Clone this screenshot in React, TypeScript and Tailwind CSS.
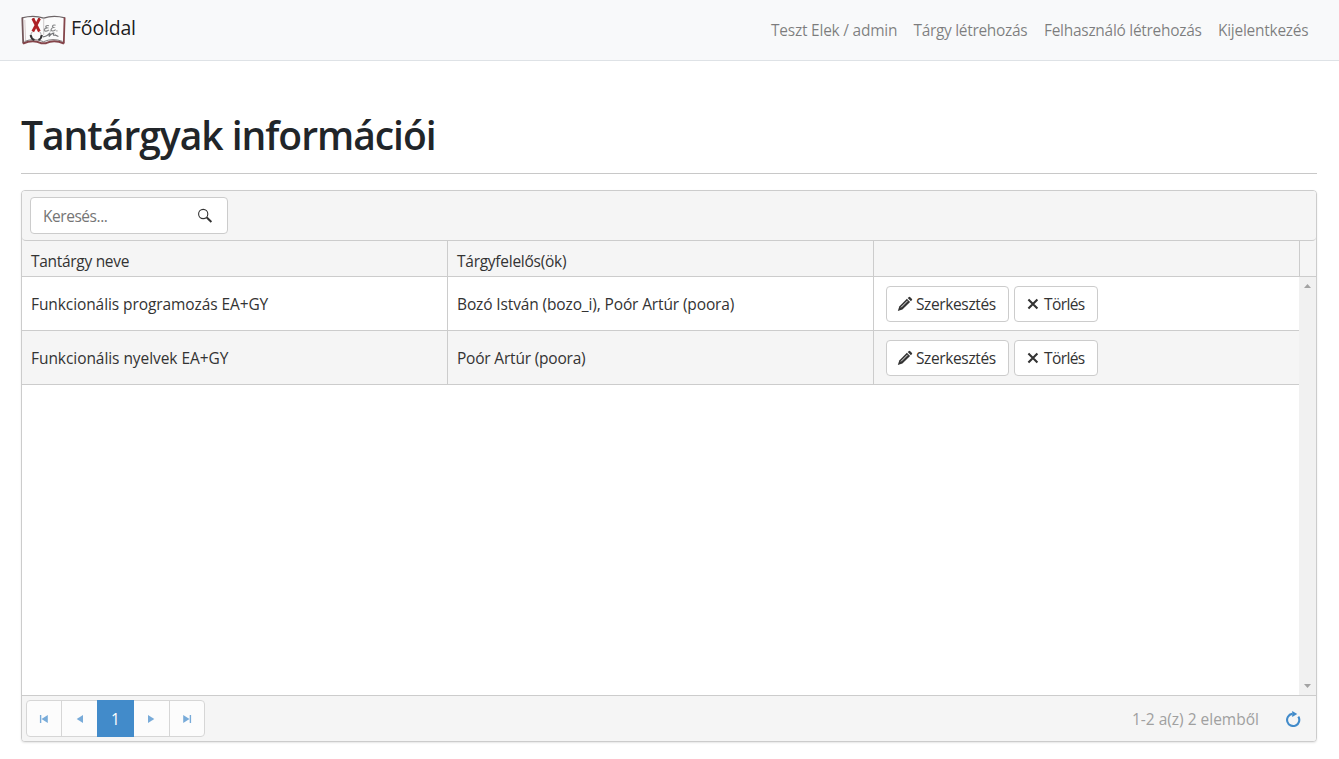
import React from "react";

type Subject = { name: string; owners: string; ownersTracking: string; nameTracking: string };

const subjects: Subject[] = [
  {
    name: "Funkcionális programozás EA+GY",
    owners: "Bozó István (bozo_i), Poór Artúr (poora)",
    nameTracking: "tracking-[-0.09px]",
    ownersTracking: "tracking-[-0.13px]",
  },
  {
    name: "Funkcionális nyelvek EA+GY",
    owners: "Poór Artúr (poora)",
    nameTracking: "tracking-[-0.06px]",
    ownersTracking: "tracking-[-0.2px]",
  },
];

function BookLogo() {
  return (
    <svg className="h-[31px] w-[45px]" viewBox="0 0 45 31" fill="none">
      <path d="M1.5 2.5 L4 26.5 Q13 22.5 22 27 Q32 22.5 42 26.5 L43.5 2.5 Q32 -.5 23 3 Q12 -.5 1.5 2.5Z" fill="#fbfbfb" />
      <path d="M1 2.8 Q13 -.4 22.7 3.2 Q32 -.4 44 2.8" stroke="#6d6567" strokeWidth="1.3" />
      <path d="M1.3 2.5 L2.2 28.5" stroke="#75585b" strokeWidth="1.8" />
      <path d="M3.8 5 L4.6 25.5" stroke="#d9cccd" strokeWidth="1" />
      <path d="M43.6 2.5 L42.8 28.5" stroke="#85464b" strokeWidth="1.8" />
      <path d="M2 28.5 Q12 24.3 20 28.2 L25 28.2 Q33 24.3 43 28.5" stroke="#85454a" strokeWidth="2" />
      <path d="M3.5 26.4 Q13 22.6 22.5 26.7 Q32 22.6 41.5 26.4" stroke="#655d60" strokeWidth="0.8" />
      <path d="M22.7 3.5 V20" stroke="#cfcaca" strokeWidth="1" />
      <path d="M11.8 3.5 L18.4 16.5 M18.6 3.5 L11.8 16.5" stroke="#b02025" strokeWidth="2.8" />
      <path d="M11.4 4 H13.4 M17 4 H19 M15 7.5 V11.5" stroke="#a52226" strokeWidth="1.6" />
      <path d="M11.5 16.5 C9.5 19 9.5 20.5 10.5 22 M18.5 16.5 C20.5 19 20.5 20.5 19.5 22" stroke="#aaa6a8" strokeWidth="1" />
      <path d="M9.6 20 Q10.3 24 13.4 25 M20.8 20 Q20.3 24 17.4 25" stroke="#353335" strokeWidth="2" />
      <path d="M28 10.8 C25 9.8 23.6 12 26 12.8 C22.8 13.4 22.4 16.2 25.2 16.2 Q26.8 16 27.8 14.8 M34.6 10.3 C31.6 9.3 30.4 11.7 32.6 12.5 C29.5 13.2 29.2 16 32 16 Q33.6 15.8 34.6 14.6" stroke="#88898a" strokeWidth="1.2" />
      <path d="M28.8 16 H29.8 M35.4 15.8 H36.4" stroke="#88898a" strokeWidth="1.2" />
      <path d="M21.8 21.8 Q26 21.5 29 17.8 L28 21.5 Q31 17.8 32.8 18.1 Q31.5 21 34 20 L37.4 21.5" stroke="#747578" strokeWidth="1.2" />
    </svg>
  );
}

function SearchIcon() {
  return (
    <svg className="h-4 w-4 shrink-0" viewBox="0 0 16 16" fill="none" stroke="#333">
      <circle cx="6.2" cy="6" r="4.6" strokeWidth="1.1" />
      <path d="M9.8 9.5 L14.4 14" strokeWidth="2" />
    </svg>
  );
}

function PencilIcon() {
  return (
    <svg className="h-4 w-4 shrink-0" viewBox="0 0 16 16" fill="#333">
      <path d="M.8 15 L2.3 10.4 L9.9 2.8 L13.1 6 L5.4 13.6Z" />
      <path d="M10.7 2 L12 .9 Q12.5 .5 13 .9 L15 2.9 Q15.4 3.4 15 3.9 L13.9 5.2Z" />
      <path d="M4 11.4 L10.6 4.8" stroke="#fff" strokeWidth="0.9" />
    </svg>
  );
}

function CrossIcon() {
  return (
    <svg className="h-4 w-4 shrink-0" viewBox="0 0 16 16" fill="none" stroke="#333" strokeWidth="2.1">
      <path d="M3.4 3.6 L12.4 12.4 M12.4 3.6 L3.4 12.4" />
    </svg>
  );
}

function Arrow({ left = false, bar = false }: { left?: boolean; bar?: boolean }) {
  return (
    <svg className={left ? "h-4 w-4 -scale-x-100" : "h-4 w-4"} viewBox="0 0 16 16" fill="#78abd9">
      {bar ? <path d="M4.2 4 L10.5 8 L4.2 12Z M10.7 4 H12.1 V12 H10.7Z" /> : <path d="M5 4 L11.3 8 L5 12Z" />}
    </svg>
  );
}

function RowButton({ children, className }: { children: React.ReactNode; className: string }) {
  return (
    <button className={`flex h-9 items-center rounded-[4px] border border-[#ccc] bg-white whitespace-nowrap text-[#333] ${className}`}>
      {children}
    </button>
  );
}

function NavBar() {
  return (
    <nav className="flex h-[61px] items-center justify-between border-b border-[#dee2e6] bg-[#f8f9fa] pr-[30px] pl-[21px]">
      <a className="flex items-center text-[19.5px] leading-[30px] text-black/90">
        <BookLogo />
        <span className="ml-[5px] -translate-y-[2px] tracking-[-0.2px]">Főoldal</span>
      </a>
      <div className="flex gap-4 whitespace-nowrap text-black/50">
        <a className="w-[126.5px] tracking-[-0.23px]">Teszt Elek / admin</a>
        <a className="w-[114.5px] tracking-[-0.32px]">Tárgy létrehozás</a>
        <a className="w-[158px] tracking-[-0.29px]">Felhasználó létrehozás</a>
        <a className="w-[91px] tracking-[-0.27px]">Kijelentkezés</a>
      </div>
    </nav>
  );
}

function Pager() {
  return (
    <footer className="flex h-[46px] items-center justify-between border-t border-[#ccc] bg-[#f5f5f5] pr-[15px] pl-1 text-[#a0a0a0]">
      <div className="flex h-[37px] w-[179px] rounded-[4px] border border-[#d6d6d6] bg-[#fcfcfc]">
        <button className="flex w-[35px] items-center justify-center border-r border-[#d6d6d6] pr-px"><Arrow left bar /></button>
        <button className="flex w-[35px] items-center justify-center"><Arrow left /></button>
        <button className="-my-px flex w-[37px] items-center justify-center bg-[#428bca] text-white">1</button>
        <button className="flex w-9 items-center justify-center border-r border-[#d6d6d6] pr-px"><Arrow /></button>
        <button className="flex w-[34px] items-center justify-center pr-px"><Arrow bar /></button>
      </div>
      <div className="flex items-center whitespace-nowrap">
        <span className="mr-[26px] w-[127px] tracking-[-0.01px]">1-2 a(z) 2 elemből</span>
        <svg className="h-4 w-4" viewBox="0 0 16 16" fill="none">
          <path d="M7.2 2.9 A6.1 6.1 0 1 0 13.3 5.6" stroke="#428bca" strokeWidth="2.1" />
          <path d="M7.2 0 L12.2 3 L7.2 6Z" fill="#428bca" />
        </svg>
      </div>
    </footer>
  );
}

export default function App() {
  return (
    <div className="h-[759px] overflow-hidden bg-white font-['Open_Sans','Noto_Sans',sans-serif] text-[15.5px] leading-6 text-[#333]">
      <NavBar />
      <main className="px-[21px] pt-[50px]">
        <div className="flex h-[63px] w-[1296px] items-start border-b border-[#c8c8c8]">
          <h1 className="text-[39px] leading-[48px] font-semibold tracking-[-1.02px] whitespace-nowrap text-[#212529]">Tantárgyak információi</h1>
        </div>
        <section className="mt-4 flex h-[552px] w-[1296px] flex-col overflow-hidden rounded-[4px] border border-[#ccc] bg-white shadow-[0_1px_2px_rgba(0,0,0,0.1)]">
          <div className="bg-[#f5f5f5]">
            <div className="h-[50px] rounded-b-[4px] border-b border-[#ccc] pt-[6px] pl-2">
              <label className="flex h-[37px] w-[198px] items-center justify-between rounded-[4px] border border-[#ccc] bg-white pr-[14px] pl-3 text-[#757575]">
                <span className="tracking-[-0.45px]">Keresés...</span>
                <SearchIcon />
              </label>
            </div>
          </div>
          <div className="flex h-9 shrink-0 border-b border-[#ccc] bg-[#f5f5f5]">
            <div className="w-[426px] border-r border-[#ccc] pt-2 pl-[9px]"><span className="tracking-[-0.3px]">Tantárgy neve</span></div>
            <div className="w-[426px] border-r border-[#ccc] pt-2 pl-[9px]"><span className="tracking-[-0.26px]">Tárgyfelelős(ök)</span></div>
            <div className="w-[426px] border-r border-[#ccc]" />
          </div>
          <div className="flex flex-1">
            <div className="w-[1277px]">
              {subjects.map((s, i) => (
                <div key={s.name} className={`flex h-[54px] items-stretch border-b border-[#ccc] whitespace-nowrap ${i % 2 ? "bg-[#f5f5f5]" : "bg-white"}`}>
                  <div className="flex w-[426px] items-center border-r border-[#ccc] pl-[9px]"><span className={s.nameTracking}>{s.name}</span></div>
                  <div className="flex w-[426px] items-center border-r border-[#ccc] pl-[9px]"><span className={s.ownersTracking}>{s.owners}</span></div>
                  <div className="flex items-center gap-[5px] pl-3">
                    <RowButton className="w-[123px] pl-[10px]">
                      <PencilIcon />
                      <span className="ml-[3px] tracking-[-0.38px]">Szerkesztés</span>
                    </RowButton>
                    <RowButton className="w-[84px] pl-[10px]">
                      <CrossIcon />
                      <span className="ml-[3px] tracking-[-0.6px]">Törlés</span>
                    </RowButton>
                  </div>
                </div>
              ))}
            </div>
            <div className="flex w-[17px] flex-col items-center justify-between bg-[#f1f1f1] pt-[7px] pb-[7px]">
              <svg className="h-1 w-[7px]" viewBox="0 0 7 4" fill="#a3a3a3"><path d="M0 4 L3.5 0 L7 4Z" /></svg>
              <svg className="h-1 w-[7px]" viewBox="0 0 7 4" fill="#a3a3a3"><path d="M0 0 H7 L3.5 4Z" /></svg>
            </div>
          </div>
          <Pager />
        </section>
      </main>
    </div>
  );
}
◇ ◇ ◇
_EXERCISE PROMPT_
Please extract exactly the lines of the data, from the first through the line containing "string; owners: string;", and add no pictures to the copy.

_ANSWER TO THIS PROBLEM_
Clone this screenshot in React, TypeScript and Tailwind CSS.
import React from "react";

type Subject = { name: string; owners: string; ownersTracking: string; nameTracking: string };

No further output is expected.